Seek out every line containing the word "this", and copy each.

• Dataset entries:
▼▼▼

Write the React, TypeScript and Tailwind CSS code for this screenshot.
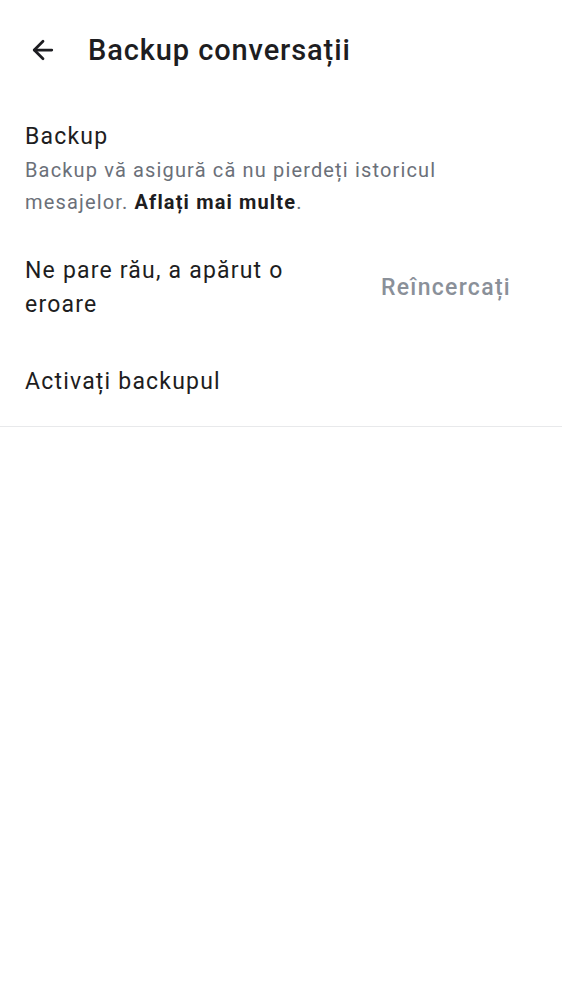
import { ArrowLeft } from "lucide-react";

export default function App() {
  return (
    <div
      className="min-h-screen w-full bg-white text-[#1d1d21]"
      style={{ fontFamily: "Roboto, 'Noto Sans', sans-serif" }}
    >
      {/* header */}
      <div className="flex h-[100px] items-center gap-[30px] px-[28px]">
        <ArrowLeft className="h-[30px] w-[30px]" strokeWidth={2.2} />
        <h1 className="text-[29px] font-medium leading-none tracking-[0.9px]">Backup conversații</h1>
      </div>

      {/* backup info */}
      <div className="pl-[25px] pr-[25px] pt-[20px]">
        <div className="text-[23px] leading-[34px] tracking-[1.2px]">Backup</div>
        <p className="w-[445px] text-[20px] leading-[32px] tracking-[1.15px] text-[#6b7079]">
          Backup vă asigură că nu pierdeți istoricul mesajelor.{" "}
          <span className="font-bold text-[#1d1d21]">Aflați mai multe</span>.
        </p>
      </div>

      {/* error row */}
      <div className="flex items-center justify-between pl-[25px] pr-[51px] pt-[36px]">
        <div className="w-[300px] text-[23px] leading-[34px] tracking-[1.2px]">Ne pare rău, a apărut o eroare</div>
        <button className="text-[23px] font-medium tracking-[1.3px] text-[#8a9099]">Reîncercați</button>
      </div>

      {/* activate */}
      <div className="border-b border-[#e8e9eb] px-[25px] pt-[43px] pb-[27px]">
        <div className="text-[23px] leading-[34px] tracking-[1.2px]">Activați backupul</div>
      </div>
    </div>
  );
}
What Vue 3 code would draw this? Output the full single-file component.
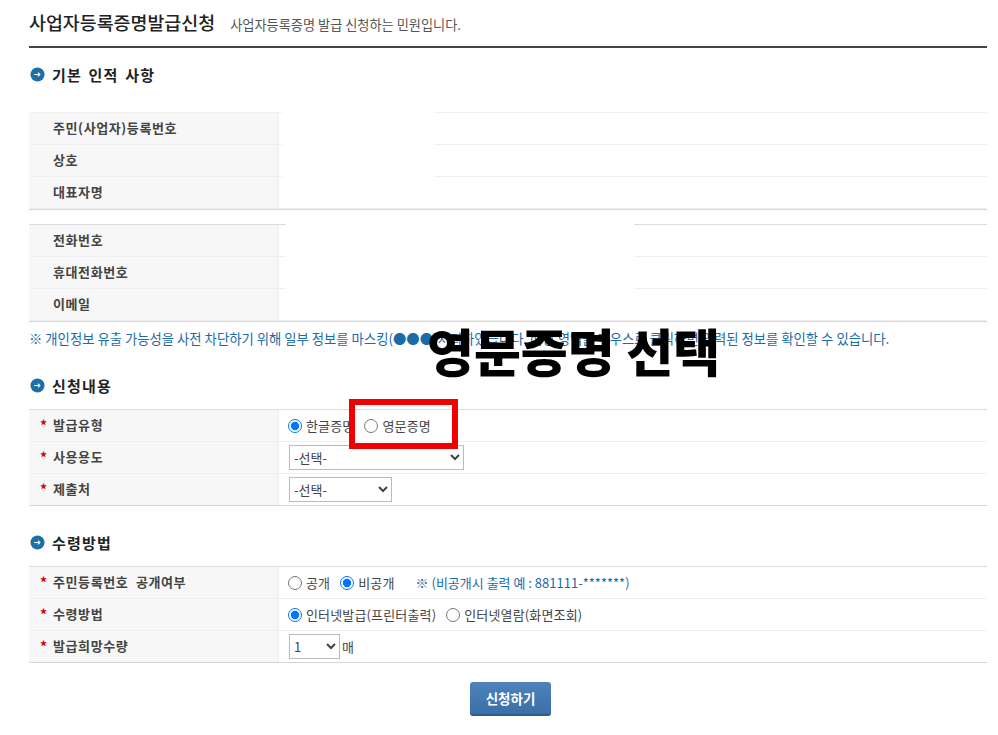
<template>
  <div class="page">
    <header class="page-head">
      <h1>사업자등록증명발급신청</h1>
      <p>사업자등록증명 발급 신청하는 민원입니다.</p>
    </header>

    <h2 class="section first">
      <svg class="bullet" viewBox="0 0 16 16" aria-hidden="true">
        <circle cx="8" cy="8" r="7.5" fill="#1d6fa8" />
        <path d="M4.5 8h6M8.5 6l2 2-2 2" fill="none" stroke="#fff" stroke-width="1.2" />
      </svg>
      기본 인적 사항
    </h2>

    <div class="table soft">
      <div class="row" v-for="label in basicRows" :key="label">
        <div class="th">{{ label }}</div>
        <div class="td"></div>
      </div>
      <div class="mask mask-a"></div>
    </div>

    <div class="table second">
      <div class="row" v-for="label in contactRows" :key="label">
        <div class="th">{{ label }}</div>
        <div class="td"></div>
      </div>
      <div class="mask mask-b"></div>
    </div>

    <div class="note-wrap">
      <p class="note">※ 개인정보 유출 가능성을 사전 차단하기 위해 일부 정보를 마스킹(●●●)처리하였습니다. 해당 영역을 마우스로 클릭하면 입력된 정보를 확인할 수 있습니다.</p>
      <strong class="caption">영문증명 선택</strong>
    </div>

    <h2 class="section">
      <svg class="bullet" viewBox="0 0 16 16" aria-hidden="true">
        <circle cx="8" cy="8" r="7.5" fill="#1d6fa8" />
        <path d="M4.5 8h6M8.5 6l2 2-2 2" fill="none" stroke="#fff" stroke-width="1.2" />
      </svg>
      신청내용
    </h2>

    <div class="table">
      <div class="row">
        <div class="th req">발급유형</div>
        <div class="td">
          <label class="radio"><input type="radio" name="kind" checked />한글증명</label>
          <label class="radio"><input type="radio" name="kind" />영문증명</label>
          <span class="highlight"></span>
        </div>
      </div>
      <div class="row">
        <div class="th req">사용용도</div>
        <div class="td"><select class="sel-wide"><option>-선택-</option></select></div>
      </div>
      <div class="row">
        <div class="th req">제출처</div>
        <div class="td"><select class="sel-mid"><option>-선택-</option></select></div>
      </div>
    </div>

    <h2 class="section third">
      <svg class="bullet" viewBox="0 0 16 16" aria-hidden="true">
        <circle cx="8" cy="8" r="7.5" fill="#1d6fa8" />
        <path d="M4.5 8h6M8.5 6l2 2-2 2" fill="none" stroke="#fff" stroke-width="1.2" />
      </svg>
      수령방법
    </h2>

    <div class="table">
      <div class="row">
        <div class="th req">주민등록번호 공개여부</div>
        <div class="td">
          <label class="radio"><input type="radio" name="open" />공개</label>
          <label class="radio"><input type="radio" name="open" checked />비공개</label>
          <span class="example">※ (비공개시 출력 예 : 881111-*******)</span>
        </div>
      </div>
      <div class="row">
        <div class="th req">수령방법</div>
        <div class="td">
          <label class="radio"><input type="radio" name="recv" checked />인터넷발급(프린터출력)</label>
          <label class="radio"><input type="radio" name="recv" />인터넷열람(화면조회)</label>
        </div>
      </div>
      <div class="row">
        <div class="th req">발급희망수량</div>
        <div class="td">
          <select class="sel-num"><option>1</option><option>2</option><option>3</option></select>
          <span class="unit">매</span>
        </div>
      </div>
    </div>

    <div class="actions">
      <button type="button" class="submit">신청하기</button>
    </div>
  </div>
</template>

<script setup>
const basicRows = ['주민(사업자)등록번호', '상호', '대표자명']
const contactRows = ['전화번호', '휴대전화번호', '이메일']
</script>

<style>
html,
body {
  background: #fff;
}
</style>

<style scoped>
.page {
  box-sizing: border-box;
  width: 998px;
  height: 735px;
  padding: 0 11px 0 29px;
  overflow: hidden;
  font-family: "Noto Sans CJK KR", "Noto Sans", sans-serif;
  font-size: 13px;
  color: #444;
}
.page-head {
  display: flex;
  align-items: baseline;
  gap: 15px;
  height: 46px;
  border-bottom: 2px solid #444;
}
.page-head h1 {
  margin: 9px 0 0;
  font-size: 18.4px;
  line-height: 26px;
  font-weight: 500;
  color: #222;
}
.page-head p {
  margin: 0;
  font-size: 13.2px;
  color: #555;
}
.section {
  display: flex;
  align-items: center;
  gap: 7px;
  height: 20px;
  margin: 0 0 14px 1px;
  font-size: 15px;
  font-weight: 700;
  letter-spacing: 1.2px;
  word-spacing: 2px;
  color: #222;
}
.section.first {
  margin-top: 16px;
  margin-bottom: 28px;
}
.section.third {
  margin-top: 26px;
}
.bullet {
  width: 15px;
  height: 15px;
  flex: none;
}
.table {
  position: relative;
  border-top: 1px solid #ddd;
  border-bottom: 1px solid #d5d5d5;
}
.table.soft {
  border-top-color: #f1f1f1;
}
.table.second {
  margin-top: 14px;
}
.row {
  display: flex;
  height: 31px;
  border-bottom: 1px solid #efefef;
}
.row:last-child {
  border-bottom: 0;
}
.th {
  box-sizing: border-box;
  flex: none;
  display: flex;
  align-items: center;
  width: 250px;
  padding: 0 0 2px 24px;
  background: #f7f7f7;
  border-right: 2px solid #f2f2f2;
  font-size: 13px;
  font-weight: 700;
  letter-spacing: 0.6px;
  word-spacing: 4px;
  white-space: pre;
  color: #444;
}
.th.req {
  position: relative;
}
.th.req::before {
  content: "*";
  position: absolute;
  left: 11px;
  top: 8px;
  font-size: 14px;
  line-height: 14px;
  color: #d40000;
}
.td {
  position: relative;
  flex: 1;
  display: flex;
  align-items: center;
  padding-left: 9px;
  color: #444;
}
.radio {
  display: inline-flex;
  align-items: center;
  gap: 4px;
  margin-right: 10px;
  letter-spacing: 0.15px;
}
.radio input {
  margin: 0;
  width: 14px;
  height: 14px;
}
.highlight {
  box-sizing: border-box;
  position: absolute;
  z-index: 2;
  left: 70px;
  top: -11px;
  width: 109px;
  height: 50px;
  border: 6px solid #f00000;
}
.example {
  margin-left: 11px;
  color: #1a6ca8;
}
.unit {
  margin-left: 2px;
}
select {
  height: 25px;
  margin-left: 1px;
  font-family: inherit;
  font-size: 13px;
  color: #444;
  background: #fff;
  border: 1px solid #bbb;
}
.sel-wide {
  width: 175px;
}
.sel-mid {
  width: 103px;
}
.sel-num {
  width: 51px;
}
.mask {
  position: absolute;
  background: #fff;
}
.mask-a {
  left: 253px;
  top: -1px;
  width: 152px;
  height: 94px;
}
.mask-b {
  left: 257px;
  top: -1px;
  width: 348px;
  height: 93px;
}
.note-wrap {
  position: relative;
  height: 53px;
}
.note {
  margin: 0;
  padding: 8px 0 0;
  font-size: 13.35px;
  line-height: 18px;
  white-space: nowrap;
  color: #1a6ca8;
}
.caption {
  position: absolute;
  left: 398px;
  top: -3px;
  font-size: 51px;
  line-height: 62px;
  font-weight: 900;
  color: #000;
  white-space: nowrap;
}
.actions {
  display: flex;
  justify-content: center;
  margin-top: 19px;
  padding-left: 5px;
}
.submit {
  width: 81px;
  height: 34px;
  border: 0;
  border-bottom: 2px solid #2b5c90;
  border-radius: 3px;
  background: linear-gradient(#4d82ba, #3a6fa8);
  color: #fff;
  font-family: inherit;
  font-size: 13.5px;
  font-weight: 700;
}
</style>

▲▲▲

• The solution:
Write the React, TypeScript and Tailwind CSS code for this screenshot.
What Vue 3 code would draw this? Output the full single-file component.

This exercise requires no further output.